--- Problem to work on ---
Check every line below for the word "code" and copy the ones that have it.

--- Given records ---

○ ○ ○ ○ ○ ○ ○

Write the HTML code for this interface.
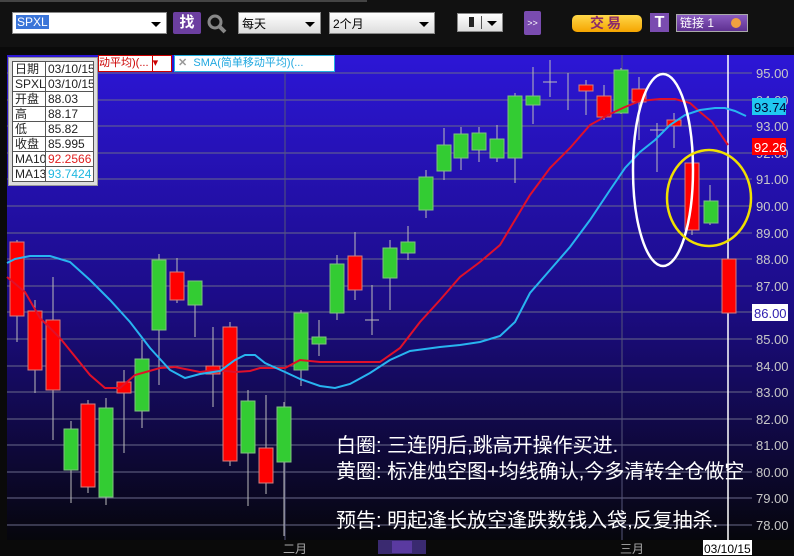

○ ○ ○ ○ ○ ○ ○

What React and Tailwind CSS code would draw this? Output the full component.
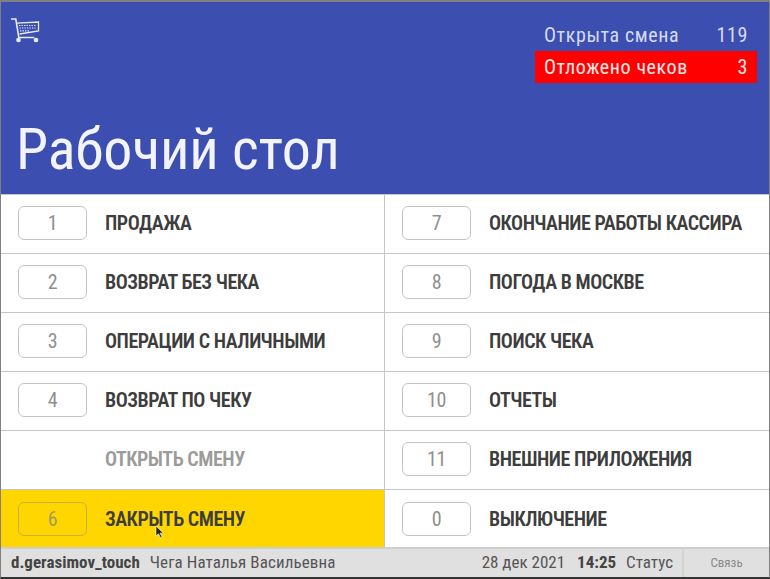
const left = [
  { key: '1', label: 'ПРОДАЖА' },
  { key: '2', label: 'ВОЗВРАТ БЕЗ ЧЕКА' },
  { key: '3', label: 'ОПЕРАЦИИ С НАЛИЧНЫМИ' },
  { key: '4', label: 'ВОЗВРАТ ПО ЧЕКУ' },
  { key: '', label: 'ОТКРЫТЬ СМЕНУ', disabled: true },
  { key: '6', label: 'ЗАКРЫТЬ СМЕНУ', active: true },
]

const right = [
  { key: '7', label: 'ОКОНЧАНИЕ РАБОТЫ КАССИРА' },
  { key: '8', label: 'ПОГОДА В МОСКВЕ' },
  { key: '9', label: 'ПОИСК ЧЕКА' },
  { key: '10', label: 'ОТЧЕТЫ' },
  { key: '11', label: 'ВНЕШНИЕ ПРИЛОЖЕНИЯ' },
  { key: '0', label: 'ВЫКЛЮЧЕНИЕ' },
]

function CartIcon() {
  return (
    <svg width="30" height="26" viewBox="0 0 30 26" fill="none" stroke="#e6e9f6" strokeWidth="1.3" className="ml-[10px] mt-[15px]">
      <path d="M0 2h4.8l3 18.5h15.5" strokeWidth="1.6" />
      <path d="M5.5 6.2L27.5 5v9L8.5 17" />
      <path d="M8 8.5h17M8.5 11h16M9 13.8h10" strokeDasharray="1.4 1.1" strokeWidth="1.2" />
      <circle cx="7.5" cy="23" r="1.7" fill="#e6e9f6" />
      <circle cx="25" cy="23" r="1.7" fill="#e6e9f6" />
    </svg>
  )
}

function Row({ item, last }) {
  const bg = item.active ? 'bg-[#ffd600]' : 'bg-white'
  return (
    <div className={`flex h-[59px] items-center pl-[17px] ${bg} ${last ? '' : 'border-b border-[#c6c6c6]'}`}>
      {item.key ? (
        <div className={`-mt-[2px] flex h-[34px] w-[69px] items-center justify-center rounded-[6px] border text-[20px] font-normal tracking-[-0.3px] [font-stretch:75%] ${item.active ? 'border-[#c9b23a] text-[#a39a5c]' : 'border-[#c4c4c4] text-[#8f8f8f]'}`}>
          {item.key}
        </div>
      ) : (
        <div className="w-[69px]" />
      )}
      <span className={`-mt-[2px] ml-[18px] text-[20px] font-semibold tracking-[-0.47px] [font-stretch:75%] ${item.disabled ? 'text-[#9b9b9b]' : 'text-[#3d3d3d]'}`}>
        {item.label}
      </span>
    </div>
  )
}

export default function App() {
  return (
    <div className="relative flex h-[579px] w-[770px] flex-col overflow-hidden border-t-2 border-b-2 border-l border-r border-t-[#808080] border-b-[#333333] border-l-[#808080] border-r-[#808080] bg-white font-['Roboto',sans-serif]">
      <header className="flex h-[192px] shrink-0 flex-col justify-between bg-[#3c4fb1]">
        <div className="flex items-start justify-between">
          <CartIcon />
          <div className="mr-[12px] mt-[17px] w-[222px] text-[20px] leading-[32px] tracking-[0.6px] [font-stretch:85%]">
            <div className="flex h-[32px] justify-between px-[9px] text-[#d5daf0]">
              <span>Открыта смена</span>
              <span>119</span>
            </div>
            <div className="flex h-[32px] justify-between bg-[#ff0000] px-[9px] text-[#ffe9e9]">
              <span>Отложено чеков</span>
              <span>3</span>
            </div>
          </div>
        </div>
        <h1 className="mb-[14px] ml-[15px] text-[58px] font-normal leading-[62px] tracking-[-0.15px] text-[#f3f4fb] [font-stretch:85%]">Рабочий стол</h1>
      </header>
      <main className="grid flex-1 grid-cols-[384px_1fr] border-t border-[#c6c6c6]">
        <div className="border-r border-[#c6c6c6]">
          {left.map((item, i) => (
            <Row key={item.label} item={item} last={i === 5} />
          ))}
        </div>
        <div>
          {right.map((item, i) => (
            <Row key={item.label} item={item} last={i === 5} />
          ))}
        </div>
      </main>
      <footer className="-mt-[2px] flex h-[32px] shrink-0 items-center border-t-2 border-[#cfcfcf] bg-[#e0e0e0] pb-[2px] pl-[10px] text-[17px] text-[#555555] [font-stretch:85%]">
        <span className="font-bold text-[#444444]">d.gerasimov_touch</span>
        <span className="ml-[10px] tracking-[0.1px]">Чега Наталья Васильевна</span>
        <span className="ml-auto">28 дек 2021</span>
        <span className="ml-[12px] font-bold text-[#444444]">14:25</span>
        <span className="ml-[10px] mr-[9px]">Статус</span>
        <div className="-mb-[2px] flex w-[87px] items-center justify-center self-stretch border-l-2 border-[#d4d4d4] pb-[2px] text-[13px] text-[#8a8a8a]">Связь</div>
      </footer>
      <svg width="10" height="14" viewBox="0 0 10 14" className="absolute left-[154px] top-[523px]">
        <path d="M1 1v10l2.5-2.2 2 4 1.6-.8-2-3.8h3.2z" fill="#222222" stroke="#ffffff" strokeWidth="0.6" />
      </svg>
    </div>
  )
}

○ ○ ○ ○ ○ ○ ○

--- Solution to the exercise ---
Write the HTML code for this interface.
What React and Tailwind CSS code would draw this? Output the full component.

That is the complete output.